Such an attitude is presumptive, pretentious and moreover suggests that regular folks are so simple-minded that they will readily imitate whatever they see on TV or in the movies. This assumption is insulting to moviegoers and smacks of a New Age noblesse oblige: “If only we present the right role models,” the argument suggests, “then the natives will emulate that approved behavior.” No thank you.

As an avid moviegoer, I prefer to let the market set the rules. The same forces that are decried for catering to the “lowest common denominator” also have a wonderfully democratic effect: To some degree, TV and the movies give audiences what they want. It’s hard enough to find good entertainment as it is--audiences don’t want some high-minded oversensitive pantywaist running interference and filtering out shows that are considered “bad influences.”

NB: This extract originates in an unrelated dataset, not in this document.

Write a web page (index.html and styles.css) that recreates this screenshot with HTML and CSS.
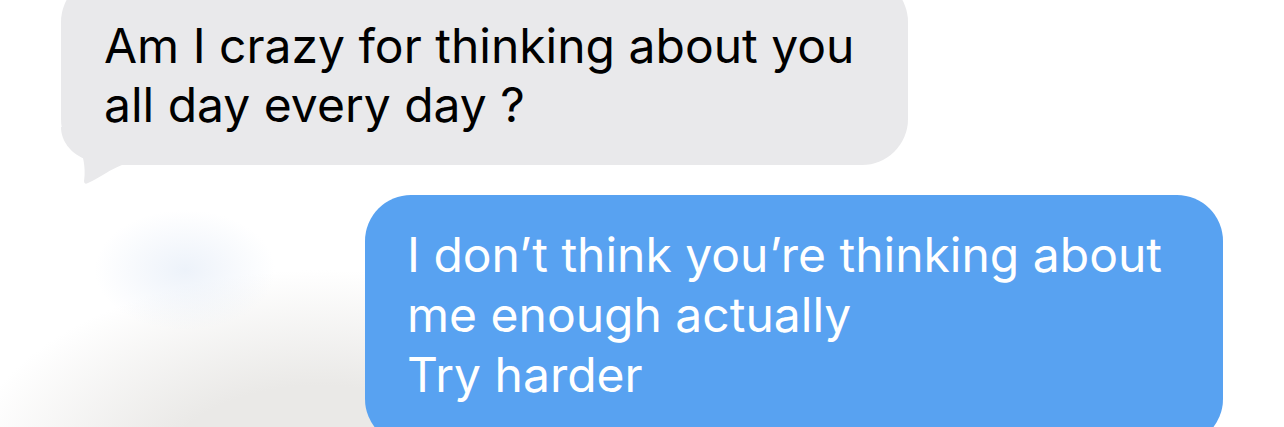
FILE: index.html
```html
<!DOCTYPE html>
<html lang="en">
<head>
    <meta charset="UTF-8">
    <meta name="viewport" content="width=device-width, initial-scale=1.0">
    <title>Messages</title>
    <link rel="stylesheet" href="styles.css">
</head>
<body>
    <div class="thread">
        <div class="bubble received">
            <svg class="tail" viewBox="0 0 62 60" width="62" height="60">
                <path d="M0 0 C0 14 10 26 22 31 C24 40 24 48 23 54 Q23 58 27 56 C40 50 50 42 61 38 L61 0 Z" fill="#e9e9eb"/>
            </svg>
            <p>Am I crazy for thinking about you<br>all day every day ?</p>
        </div>
        <div class="bubble sent">
            <p>I don’t think you’re thinking about<br>me enough actually<br>Try harder</p>
        </div>
    </div>
</body>
</html>
```
FILE: styles.css
```css
body {
    margin: 0;
    padding: 0;
    height: 427px;
    overflow: hidden;
    font-family: Inter, "Liberation Sans", Arial, sans-serif;
    background-color: #fff;
    background-image:
        radial-gradient(ellipse 90px 60px at 185px 270px, rgba(225, 234, 247, 0.6), rgba(225, 234, 247, 0)),
        radial-gradient(ellipse 360px 210px at 320px 480px, #eae9e7 45%, rgba(234, 233, 231, 0));
}

.thread {
    display: flex;
    flex-direction: column;
    margin-top: -24px;
}

.bubble {
    position: relative;
    box-sizing: border-box;
    font-size: 48px;
}

.bubble p {
    position: relative;
    margin: 0;
}

.received {
    width: 847px;
    margin-left: 61px;
    padding: 40px 40px 31px 43px;
    background: #e9e9eb;
    color: #000;
    line-height: 59px;
    border-radius: 46px;
}

.tail {
    position: absolute;
    left: 0;
    bottom: -22px;
}

.sent {
    width: 858px;
    margin-left: 365px;
    margin-top: 30px;
    padding: 30px 40px 40px 42px;
    background: #58a2f1;
    color: #fff;
    line-height: 60px;
    border-radius: 46px;
}
```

The watchdogs can always find an example of a killer who learned his craft by watching TV, but they tend to forget that psychopaths draw inspiration from whatever is at hand. Albert Fish, who killed and ate children in 1920s New York, became fascinated with cannibalism by reading the newspaper. “Psycho” inspiration Ed Gein was influenced by stories of Nazi atrocities. David “Son of Sam” Berkowitz claimed he got the idea to shoot young couples in telepathic messages from his neighbor’s dog.

The point is that even if Mediascope was given full approval authority over every movie and TV show made in America, violence would continue unabated in real life. It is flattering to the entertainment industry that watchdog groups attribute to it such broad powers of societal influence, but the roots of real-life violence lie elsewhere: in poverty, in drugs, in the lack of opportunity for young people.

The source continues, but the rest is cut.